Your task
Single out the lines of the material that contain "React" and copy them.

The data
%%
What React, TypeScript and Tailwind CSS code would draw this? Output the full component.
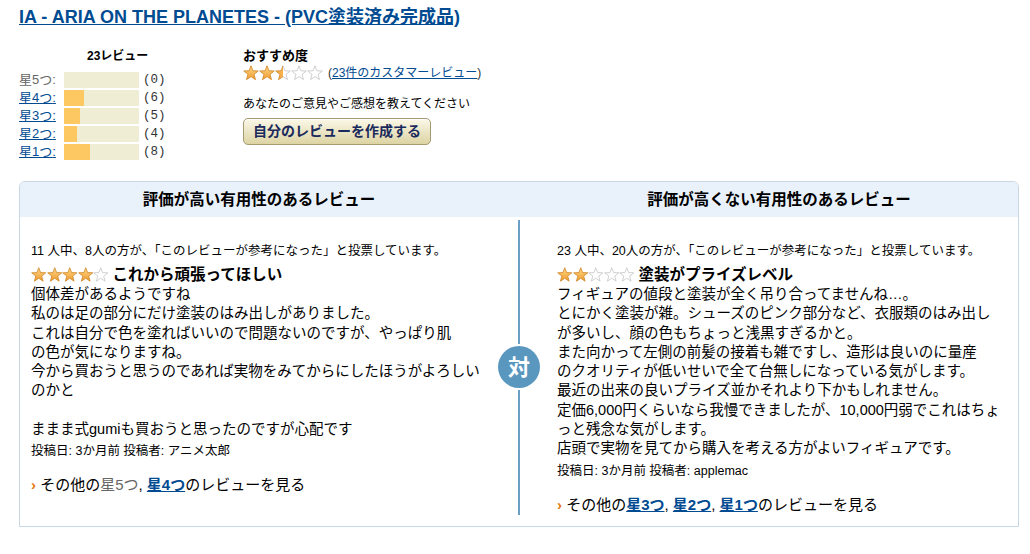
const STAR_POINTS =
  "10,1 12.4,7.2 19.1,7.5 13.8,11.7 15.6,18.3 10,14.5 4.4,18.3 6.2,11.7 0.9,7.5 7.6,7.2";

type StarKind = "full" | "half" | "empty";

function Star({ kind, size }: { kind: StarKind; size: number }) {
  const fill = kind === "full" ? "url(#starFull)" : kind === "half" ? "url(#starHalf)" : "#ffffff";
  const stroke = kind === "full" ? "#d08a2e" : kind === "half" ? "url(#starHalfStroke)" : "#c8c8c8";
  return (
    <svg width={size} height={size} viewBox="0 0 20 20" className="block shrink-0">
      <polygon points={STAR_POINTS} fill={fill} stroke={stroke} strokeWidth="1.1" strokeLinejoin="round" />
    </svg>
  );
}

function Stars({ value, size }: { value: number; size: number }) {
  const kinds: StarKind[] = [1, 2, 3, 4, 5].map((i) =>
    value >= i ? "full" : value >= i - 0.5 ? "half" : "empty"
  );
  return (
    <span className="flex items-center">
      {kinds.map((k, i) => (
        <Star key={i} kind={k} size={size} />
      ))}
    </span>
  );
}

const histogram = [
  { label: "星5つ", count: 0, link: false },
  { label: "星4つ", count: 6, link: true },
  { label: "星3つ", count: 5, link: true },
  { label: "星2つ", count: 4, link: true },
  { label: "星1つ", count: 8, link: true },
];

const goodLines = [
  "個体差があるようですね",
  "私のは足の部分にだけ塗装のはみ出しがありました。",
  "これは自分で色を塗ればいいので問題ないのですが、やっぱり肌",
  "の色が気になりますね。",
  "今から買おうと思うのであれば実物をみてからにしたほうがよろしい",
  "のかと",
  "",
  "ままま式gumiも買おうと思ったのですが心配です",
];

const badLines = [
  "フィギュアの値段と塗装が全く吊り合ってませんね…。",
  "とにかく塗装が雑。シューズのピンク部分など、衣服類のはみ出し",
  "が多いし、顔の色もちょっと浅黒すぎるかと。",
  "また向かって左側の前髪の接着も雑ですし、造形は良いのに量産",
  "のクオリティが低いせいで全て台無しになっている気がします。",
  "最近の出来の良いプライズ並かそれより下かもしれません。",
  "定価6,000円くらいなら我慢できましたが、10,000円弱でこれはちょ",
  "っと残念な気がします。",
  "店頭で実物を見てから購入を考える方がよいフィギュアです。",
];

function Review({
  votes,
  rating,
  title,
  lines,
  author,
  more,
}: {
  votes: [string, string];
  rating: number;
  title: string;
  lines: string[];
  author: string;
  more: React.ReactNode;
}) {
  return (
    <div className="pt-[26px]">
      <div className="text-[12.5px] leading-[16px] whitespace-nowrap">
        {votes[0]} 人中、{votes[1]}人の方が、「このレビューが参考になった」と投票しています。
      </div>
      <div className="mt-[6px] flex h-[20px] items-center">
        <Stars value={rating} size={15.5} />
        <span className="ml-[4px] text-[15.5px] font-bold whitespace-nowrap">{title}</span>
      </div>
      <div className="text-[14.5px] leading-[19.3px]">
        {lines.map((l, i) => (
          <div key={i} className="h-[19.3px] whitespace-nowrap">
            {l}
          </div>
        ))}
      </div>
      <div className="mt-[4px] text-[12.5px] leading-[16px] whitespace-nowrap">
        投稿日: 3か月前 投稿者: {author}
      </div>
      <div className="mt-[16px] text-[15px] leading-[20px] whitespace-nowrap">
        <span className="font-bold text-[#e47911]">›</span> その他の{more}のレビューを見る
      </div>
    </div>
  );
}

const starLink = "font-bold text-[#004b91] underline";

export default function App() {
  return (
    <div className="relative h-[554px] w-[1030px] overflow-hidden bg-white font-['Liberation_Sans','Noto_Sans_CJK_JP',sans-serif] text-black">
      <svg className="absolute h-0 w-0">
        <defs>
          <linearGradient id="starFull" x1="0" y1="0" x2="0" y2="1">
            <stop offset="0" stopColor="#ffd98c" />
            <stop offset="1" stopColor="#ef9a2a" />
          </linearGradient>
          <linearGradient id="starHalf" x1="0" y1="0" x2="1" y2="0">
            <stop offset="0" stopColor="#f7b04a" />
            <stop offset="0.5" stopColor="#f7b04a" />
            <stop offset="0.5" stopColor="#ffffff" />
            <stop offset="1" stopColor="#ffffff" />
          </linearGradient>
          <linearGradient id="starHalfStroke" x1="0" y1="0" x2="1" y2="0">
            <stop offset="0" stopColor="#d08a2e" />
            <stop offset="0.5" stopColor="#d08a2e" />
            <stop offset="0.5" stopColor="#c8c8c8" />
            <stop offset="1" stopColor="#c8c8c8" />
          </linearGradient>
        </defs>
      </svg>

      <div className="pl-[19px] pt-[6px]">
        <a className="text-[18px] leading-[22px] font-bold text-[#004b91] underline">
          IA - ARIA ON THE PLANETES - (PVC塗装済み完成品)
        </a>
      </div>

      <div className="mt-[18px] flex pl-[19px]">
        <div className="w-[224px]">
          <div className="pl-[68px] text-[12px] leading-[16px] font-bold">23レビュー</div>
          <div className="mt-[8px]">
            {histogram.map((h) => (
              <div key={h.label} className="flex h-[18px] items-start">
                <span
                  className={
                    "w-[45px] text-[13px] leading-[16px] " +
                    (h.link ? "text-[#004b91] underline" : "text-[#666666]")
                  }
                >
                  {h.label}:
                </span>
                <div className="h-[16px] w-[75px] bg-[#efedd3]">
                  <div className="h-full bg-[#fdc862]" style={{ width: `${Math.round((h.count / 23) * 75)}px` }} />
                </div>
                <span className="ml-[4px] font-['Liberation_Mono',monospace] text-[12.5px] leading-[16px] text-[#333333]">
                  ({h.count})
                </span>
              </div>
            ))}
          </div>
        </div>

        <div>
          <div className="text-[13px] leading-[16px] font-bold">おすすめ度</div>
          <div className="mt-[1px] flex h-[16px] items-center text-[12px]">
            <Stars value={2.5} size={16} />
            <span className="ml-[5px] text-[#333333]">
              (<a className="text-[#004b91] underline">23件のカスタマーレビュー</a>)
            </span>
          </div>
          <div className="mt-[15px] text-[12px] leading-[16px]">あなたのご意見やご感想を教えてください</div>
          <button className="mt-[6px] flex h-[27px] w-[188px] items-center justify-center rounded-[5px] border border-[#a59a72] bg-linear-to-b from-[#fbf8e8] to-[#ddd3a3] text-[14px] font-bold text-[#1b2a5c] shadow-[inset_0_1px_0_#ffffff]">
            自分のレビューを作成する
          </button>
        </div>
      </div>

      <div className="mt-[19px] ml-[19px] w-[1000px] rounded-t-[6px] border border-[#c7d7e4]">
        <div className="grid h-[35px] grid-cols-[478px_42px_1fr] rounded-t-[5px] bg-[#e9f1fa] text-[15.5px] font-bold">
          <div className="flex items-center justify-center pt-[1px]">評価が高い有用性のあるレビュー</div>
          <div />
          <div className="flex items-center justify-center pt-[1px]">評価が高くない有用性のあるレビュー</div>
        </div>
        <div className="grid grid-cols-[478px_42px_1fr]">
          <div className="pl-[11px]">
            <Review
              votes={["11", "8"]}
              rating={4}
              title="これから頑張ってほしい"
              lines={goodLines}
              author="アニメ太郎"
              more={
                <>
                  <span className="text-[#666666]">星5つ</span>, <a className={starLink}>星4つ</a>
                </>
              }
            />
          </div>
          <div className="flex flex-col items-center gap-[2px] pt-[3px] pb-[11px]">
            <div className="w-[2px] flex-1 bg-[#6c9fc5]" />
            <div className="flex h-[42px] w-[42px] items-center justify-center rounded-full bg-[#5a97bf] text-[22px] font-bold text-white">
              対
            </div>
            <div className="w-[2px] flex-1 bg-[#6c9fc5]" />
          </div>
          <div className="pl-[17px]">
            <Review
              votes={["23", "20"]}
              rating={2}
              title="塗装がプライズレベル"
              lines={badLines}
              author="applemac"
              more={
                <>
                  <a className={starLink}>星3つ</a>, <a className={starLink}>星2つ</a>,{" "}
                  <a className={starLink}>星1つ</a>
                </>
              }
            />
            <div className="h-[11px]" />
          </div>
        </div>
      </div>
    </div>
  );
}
%%
%%
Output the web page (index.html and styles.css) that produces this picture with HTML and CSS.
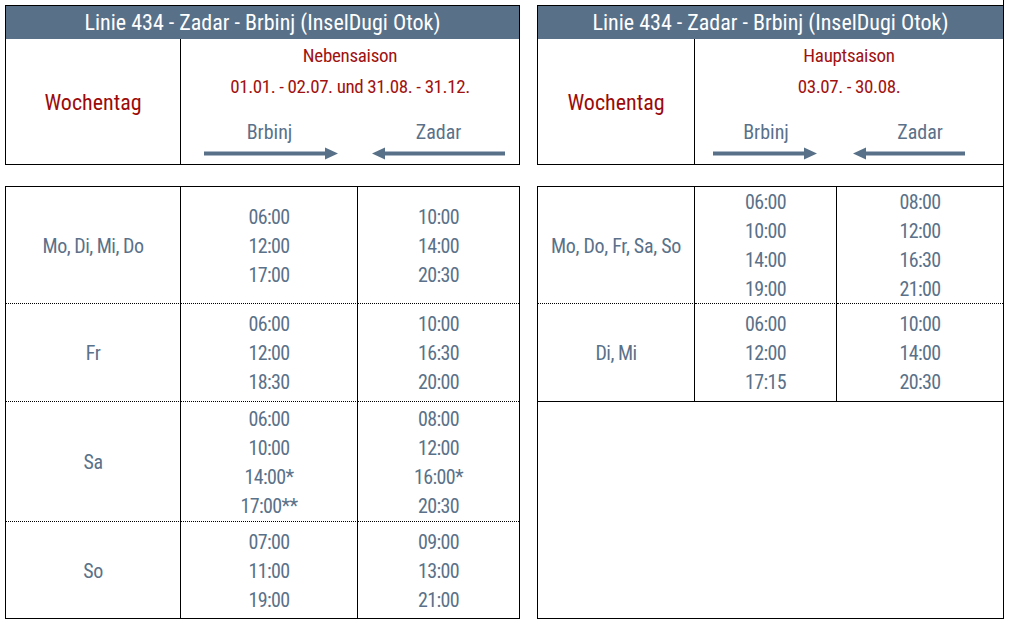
%%
The completed task
What React, TypeScript and Tailwind CSS code would draw this? Output the full component.
  more: React.ReactNode;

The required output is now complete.